*** Provided data ***

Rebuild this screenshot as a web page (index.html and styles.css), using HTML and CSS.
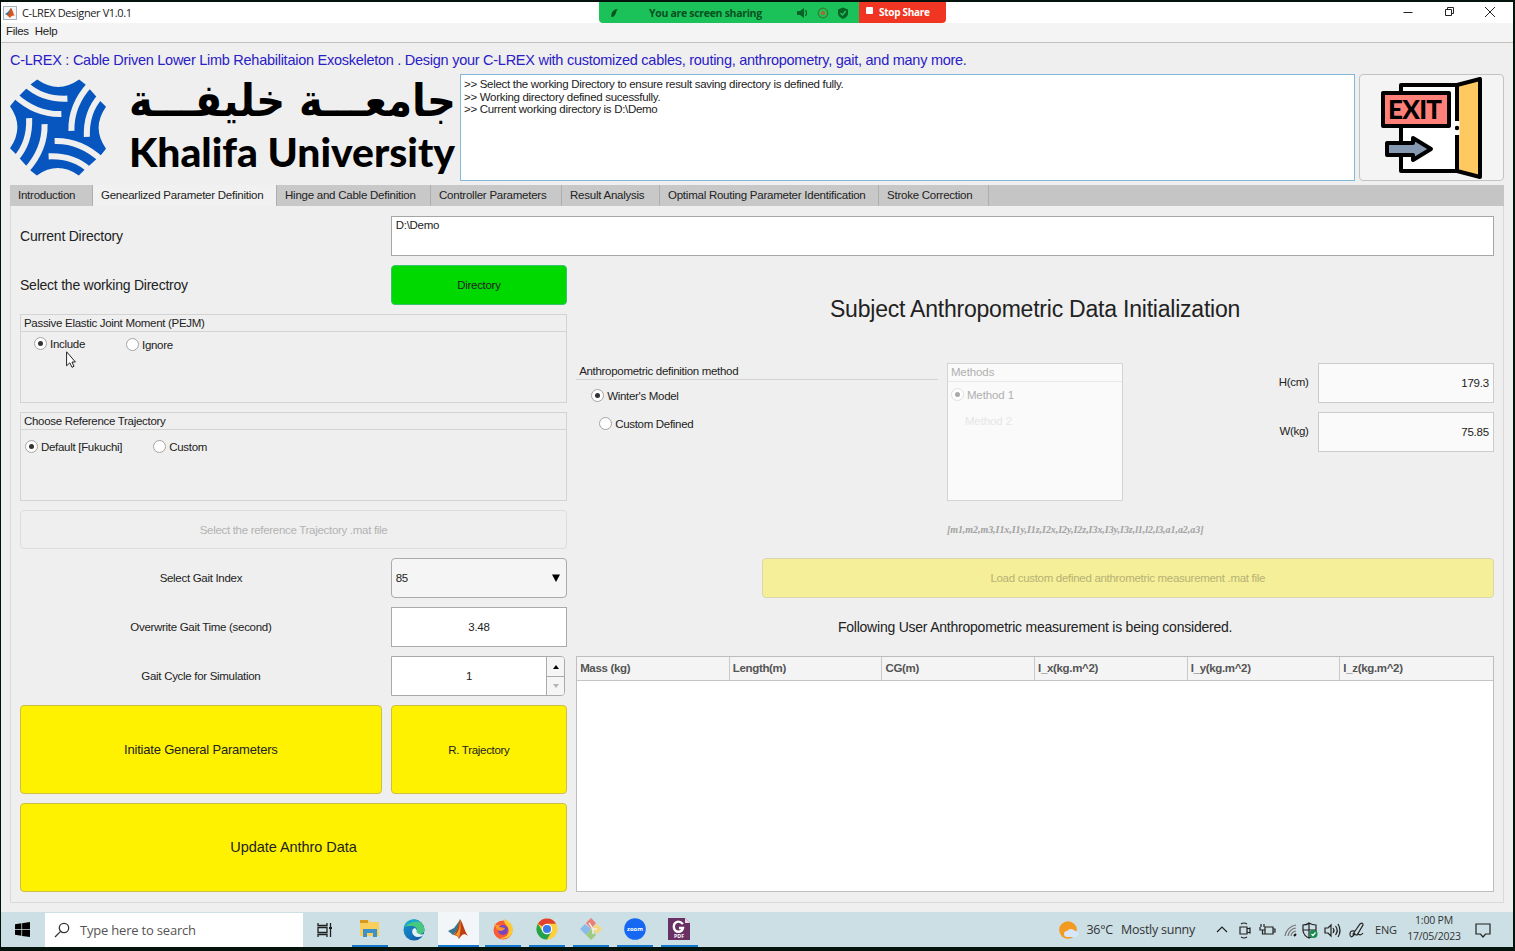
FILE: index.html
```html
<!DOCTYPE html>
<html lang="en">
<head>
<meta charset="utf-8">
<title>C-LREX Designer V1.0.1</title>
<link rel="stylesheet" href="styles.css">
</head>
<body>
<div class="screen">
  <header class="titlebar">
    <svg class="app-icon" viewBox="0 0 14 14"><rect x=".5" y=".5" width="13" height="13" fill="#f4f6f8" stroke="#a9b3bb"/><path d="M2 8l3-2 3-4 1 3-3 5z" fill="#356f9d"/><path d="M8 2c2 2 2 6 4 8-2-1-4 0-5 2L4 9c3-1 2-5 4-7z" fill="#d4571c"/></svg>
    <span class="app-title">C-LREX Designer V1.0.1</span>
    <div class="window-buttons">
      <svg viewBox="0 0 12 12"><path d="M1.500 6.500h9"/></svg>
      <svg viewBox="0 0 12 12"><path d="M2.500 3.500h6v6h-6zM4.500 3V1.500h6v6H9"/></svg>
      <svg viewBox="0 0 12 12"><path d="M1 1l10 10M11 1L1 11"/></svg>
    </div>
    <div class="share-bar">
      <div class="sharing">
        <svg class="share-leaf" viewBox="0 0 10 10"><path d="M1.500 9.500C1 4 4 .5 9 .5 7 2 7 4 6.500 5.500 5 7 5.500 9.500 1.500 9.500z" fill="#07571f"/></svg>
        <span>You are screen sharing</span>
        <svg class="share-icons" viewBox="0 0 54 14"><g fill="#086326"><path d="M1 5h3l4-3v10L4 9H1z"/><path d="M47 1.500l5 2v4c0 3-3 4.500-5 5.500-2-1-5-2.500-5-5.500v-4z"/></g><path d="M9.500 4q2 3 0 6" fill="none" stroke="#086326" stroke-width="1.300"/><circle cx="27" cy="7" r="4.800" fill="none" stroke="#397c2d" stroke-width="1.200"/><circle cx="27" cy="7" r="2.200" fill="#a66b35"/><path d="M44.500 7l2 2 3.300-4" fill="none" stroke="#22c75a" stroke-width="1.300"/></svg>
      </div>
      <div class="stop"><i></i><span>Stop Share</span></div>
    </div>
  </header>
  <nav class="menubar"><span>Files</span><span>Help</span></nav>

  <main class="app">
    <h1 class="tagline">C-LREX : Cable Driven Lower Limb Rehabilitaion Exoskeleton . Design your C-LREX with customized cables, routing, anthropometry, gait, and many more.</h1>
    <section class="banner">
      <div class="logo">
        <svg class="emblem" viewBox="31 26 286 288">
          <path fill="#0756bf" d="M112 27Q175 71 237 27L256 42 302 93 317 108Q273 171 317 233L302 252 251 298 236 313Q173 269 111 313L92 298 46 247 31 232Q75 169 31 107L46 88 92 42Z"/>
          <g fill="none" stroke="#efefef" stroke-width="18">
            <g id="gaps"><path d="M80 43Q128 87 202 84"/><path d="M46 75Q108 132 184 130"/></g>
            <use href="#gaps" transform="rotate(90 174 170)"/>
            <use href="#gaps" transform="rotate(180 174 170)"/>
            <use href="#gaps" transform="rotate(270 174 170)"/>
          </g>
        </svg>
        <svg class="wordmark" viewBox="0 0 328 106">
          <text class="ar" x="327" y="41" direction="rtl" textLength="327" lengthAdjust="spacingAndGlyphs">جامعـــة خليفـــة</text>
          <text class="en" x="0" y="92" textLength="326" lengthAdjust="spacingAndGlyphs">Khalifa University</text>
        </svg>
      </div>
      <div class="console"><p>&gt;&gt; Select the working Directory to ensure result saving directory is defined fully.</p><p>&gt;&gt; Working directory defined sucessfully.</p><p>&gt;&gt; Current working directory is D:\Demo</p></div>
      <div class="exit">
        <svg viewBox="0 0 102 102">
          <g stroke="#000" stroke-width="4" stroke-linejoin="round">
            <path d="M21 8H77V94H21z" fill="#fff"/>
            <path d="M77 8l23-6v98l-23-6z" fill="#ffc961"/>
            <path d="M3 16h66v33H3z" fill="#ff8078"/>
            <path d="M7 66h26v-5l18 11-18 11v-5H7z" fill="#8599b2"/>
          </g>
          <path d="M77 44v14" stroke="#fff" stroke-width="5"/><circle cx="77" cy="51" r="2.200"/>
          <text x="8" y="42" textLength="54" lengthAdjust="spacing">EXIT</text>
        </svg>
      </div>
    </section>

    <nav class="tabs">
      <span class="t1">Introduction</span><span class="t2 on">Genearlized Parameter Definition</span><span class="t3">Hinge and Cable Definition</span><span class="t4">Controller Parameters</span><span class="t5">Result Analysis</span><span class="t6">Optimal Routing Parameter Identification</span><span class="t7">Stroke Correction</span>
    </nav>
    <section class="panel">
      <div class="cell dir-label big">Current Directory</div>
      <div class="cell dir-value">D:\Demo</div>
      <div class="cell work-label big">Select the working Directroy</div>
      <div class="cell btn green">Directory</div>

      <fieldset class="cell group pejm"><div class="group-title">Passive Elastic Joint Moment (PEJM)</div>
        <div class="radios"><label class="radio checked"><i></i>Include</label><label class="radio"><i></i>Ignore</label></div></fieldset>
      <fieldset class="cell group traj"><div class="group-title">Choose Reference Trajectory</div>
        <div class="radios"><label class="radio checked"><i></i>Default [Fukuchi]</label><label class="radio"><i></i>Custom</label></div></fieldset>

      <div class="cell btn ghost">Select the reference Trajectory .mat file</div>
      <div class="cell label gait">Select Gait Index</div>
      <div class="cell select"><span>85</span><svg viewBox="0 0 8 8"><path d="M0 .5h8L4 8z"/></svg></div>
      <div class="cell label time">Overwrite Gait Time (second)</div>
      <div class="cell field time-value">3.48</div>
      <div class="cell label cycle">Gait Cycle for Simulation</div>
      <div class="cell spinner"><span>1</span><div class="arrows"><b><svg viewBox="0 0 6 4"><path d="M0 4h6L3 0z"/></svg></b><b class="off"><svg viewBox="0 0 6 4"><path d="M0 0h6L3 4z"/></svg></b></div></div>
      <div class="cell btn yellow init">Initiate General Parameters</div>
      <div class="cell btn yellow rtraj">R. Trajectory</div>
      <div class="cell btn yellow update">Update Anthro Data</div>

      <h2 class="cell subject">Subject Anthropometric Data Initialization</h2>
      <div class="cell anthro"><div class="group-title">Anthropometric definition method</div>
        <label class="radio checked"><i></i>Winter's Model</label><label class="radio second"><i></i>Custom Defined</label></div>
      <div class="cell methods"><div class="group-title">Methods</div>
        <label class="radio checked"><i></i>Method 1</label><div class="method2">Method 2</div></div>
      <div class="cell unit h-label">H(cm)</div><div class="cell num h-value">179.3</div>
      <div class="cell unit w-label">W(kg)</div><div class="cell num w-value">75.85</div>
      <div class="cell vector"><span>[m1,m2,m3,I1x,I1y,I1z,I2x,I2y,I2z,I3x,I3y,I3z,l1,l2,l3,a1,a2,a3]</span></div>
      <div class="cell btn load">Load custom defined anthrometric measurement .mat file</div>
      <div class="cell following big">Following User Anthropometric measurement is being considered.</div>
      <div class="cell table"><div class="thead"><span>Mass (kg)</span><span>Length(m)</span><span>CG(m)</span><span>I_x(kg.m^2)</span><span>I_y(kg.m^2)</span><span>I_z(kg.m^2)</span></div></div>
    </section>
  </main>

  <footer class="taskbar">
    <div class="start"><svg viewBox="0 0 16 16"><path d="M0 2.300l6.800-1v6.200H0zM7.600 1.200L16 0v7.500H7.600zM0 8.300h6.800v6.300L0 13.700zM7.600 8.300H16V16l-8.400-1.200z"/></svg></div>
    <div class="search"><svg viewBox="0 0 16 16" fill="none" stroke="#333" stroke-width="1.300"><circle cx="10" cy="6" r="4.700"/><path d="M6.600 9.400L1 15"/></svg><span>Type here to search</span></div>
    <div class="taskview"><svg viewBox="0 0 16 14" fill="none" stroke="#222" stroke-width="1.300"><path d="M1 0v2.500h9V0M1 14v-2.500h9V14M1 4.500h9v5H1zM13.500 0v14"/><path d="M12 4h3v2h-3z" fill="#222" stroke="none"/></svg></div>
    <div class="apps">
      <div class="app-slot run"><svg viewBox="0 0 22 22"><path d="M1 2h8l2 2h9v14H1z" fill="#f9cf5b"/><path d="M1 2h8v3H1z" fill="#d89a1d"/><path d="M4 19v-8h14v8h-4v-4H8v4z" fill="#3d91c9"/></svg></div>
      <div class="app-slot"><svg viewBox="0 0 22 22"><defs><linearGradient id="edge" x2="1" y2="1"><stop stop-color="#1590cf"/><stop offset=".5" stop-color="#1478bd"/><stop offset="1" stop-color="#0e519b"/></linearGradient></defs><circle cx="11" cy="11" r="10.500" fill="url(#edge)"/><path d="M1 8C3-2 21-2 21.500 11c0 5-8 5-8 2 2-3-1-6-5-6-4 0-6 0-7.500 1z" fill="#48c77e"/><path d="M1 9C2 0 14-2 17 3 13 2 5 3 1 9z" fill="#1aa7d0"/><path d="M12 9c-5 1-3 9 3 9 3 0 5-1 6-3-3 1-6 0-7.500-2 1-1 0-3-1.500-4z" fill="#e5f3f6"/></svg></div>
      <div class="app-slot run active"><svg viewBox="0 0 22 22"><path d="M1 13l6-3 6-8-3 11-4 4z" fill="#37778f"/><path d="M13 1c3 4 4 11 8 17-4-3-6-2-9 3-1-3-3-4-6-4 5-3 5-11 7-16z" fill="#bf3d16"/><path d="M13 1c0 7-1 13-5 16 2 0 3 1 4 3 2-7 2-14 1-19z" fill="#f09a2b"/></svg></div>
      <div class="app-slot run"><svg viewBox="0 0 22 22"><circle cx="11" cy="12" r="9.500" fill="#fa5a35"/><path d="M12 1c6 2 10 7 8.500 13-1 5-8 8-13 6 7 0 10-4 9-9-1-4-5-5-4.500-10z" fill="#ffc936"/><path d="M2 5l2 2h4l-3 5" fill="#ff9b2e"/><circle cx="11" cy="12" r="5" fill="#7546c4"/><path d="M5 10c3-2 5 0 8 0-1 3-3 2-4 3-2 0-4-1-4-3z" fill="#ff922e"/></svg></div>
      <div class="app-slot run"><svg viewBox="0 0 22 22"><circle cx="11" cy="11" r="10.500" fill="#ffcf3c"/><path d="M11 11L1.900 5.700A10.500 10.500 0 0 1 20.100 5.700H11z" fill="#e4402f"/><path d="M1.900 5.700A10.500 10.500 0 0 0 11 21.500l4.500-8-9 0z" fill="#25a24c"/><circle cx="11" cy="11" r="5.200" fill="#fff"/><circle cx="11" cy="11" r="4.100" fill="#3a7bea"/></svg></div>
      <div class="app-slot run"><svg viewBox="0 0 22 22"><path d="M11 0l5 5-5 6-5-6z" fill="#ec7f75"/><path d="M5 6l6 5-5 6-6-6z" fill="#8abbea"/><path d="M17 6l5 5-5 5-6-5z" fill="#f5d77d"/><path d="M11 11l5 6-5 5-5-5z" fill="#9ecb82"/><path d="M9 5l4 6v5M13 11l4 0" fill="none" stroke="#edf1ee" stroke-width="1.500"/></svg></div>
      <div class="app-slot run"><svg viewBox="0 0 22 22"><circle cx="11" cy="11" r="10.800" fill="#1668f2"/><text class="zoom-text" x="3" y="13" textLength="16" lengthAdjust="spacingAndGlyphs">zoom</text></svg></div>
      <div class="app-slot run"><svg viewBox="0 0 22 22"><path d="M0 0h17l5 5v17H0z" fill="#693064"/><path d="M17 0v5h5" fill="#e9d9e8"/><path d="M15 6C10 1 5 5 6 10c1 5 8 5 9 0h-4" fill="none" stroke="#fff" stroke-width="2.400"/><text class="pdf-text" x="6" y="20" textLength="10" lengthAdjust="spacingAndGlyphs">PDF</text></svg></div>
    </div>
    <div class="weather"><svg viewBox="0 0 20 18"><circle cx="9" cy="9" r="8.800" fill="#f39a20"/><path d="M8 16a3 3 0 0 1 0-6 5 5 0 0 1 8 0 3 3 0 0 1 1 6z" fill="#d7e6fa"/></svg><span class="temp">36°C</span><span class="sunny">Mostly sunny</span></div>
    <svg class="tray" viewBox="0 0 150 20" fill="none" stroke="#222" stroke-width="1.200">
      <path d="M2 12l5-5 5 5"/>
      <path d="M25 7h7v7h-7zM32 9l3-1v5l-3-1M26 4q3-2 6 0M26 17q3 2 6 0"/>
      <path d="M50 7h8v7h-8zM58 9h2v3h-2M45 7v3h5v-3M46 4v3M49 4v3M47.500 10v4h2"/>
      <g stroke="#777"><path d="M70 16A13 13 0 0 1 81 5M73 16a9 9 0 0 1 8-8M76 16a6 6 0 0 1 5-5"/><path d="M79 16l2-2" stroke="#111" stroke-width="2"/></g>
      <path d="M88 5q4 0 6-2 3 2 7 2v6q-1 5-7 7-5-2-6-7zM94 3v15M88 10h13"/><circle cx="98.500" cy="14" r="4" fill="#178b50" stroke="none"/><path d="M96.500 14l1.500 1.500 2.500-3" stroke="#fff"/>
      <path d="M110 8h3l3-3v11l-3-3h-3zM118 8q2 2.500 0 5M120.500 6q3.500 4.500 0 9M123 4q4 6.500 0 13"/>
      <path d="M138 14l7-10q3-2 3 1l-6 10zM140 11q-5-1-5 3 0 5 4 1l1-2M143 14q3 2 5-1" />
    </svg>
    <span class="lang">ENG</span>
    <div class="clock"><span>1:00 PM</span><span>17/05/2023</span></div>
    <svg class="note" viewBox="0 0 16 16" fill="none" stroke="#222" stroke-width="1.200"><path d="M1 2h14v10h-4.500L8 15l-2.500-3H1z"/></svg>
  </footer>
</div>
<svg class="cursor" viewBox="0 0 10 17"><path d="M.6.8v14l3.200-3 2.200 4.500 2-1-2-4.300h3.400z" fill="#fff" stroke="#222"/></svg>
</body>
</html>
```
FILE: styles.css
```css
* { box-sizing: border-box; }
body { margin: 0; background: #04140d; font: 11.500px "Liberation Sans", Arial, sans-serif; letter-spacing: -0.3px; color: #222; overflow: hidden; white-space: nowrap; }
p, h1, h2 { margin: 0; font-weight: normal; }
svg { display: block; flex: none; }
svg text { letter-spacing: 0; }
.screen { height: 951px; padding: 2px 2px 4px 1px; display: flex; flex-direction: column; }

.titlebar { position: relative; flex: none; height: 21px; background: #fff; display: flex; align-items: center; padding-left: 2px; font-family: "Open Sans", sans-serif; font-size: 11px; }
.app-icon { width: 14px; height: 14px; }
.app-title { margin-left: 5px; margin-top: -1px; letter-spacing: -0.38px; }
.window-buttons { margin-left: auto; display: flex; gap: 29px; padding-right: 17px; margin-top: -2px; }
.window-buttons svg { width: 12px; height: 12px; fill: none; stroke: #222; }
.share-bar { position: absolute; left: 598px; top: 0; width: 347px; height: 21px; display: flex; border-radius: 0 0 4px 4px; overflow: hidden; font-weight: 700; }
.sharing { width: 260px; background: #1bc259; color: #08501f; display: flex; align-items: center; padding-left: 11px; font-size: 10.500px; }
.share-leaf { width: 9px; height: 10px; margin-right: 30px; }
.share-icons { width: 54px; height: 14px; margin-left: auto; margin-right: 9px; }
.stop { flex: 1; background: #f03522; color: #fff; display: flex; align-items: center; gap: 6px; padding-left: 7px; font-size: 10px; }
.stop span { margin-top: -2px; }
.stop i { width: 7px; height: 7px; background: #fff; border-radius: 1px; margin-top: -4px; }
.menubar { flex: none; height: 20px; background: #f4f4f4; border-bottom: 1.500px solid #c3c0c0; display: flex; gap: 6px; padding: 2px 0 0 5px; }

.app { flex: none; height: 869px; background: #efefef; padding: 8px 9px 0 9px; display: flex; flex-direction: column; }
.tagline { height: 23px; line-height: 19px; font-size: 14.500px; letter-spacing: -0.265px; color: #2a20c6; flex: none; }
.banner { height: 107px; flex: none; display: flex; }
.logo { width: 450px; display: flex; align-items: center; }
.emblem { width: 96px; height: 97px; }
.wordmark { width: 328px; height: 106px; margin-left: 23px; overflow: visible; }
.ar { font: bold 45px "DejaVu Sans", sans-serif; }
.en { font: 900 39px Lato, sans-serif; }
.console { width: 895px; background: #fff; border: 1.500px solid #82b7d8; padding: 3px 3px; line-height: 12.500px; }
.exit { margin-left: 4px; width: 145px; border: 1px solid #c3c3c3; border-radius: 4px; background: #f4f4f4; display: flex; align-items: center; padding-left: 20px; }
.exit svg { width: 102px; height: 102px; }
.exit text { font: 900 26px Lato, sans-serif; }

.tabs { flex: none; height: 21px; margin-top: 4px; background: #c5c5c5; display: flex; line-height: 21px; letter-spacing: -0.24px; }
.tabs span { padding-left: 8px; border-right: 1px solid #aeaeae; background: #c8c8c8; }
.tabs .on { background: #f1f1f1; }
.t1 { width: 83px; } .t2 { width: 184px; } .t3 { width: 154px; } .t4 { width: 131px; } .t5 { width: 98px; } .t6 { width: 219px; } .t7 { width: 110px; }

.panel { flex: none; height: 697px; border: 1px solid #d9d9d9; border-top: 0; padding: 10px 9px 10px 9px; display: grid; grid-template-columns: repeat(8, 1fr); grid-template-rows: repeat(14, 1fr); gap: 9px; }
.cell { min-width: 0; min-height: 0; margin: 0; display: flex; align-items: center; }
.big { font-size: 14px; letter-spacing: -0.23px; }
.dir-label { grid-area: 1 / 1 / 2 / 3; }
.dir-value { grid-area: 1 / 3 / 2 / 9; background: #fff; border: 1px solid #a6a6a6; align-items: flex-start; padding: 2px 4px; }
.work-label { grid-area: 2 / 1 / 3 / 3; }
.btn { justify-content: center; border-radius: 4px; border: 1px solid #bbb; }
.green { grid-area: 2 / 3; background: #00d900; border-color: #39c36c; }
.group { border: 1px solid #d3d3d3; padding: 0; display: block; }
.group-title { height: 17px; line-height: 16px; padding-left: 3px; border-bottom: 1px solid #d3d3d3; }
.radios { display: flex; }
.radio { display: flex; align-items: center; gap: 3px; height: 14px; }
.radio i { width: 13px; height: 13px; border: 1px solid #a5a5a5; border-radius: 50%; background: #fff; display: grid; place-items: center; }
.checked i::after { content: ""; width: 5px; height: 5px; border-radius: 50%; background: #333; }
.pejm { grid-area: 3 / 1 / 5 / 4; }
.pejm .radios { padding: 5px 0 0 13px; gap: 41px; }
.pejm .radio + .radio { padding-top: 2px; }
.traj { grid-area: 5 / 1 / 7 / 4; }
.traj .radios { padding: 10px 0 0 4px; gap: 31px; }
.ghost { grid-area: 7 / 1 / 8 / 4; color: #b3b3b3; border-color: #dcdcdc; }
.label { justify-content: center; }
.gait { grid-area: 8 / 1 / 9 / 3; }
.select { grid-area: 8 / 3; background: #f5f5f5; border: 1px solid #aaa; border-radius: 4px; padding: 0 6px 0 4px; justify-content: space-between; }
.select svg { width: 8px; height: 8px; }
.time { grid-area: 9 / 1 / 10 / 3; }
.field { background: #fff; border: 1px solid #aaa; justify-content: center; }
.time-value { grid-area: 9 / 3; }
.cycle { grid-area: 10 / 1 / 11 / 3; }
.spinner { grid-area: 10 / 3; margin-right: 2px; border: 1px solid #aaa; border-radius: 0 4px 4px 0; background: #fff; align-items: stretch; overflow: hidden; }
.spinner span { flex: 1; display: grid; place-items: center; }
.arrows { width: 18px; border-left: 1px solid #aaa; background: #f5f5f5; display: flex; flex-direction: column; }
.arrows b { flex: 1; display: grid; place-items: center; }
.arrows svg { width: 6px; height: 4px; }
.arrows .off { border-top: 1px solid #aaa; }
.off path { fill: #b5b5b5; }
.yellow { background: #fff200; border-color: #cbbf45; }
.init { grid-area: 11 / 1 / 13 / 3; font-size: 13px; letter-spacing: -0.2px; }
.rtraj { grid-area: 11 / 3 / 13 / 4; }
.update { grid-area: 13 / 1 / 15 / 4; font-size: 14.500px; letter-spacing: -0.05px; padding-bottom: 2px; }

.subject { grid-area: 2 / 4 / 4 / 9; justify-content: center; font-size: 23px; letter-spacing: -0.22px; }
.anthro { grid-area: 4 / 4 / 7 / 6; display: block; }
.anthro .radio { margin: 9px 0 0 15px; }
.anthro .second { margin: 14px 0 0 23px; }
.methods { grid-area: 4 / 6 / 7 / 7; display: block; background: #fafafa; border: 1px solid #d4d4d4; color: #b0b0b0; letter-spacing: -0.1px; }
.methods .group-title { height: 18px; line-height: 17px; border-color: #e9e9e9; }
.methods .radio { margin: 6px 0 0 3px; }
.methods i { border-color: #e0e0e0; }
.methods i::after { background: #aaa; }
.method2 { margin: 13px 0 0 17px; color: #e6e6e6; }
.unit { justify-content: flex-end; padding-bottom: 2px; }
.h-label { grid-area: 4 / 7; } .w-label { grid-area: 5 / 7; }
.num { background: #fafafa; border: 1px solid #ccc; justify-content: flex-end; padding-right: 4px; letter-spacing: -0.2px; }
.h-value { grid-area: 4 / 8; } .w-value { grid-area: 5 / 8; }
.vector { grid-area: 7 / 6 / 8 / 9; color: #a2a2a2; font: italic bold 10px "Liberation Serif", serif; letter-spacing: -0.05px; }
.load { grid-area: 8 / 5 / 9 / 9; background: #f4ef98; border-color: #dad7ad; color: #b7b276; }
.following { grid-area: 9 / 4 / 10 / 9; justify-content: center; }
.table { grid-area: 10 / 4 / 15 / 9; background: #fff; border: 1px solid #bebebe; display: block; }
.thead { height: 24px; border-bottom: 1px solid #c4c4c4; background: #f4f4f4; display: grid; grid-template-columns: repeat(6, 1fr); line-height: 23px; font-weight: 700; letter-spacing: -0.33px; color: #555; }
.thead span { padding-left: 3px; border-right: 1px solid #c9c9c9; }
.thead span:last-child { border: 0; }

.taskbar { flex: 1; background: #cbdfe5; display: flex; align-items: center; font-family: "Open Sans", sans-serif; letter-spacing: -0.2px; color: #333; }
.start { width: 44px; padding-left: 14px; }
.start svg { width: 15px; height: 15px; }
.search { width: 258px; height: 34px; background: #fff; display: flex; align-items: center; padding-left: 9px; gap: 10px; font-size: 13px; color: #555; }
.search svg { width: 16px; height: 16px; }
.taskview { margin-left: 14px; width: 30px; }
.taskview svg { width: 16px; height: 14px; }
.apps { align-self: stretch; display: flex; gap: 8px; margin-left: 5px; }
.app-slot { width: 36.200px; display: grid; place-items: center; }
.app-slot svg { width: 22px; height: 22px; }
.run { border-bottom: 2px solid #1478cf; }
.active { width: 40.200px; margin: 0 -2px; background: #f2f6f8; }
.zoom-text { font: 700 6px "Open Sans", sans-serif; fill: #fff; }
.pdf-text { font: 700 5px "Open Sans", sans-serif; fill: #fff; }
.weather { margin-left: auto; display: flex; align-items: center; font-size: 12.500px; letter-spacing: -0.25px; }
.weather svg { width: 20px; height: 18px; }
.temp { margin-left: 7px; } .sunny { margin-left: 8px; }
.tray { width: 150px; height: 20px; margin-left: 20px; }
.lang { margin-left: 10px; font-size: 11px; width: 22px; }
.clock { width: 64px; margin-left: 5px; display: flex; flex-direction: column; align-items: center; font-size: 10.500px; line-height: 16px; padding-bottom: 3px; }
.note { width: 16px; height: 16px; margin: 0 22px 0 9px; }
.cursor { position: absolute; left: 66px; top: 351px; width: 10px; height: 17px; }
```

***

What is needed :: Among the lines of the data, identify those with the word "styles". Copy each of them.

Task solution ::
Rebuild this screenshot as a web page (index.html and styles.css), using HTML and CSS.
<link rel="stylesheet" href="styles.css">
FILE: styles.css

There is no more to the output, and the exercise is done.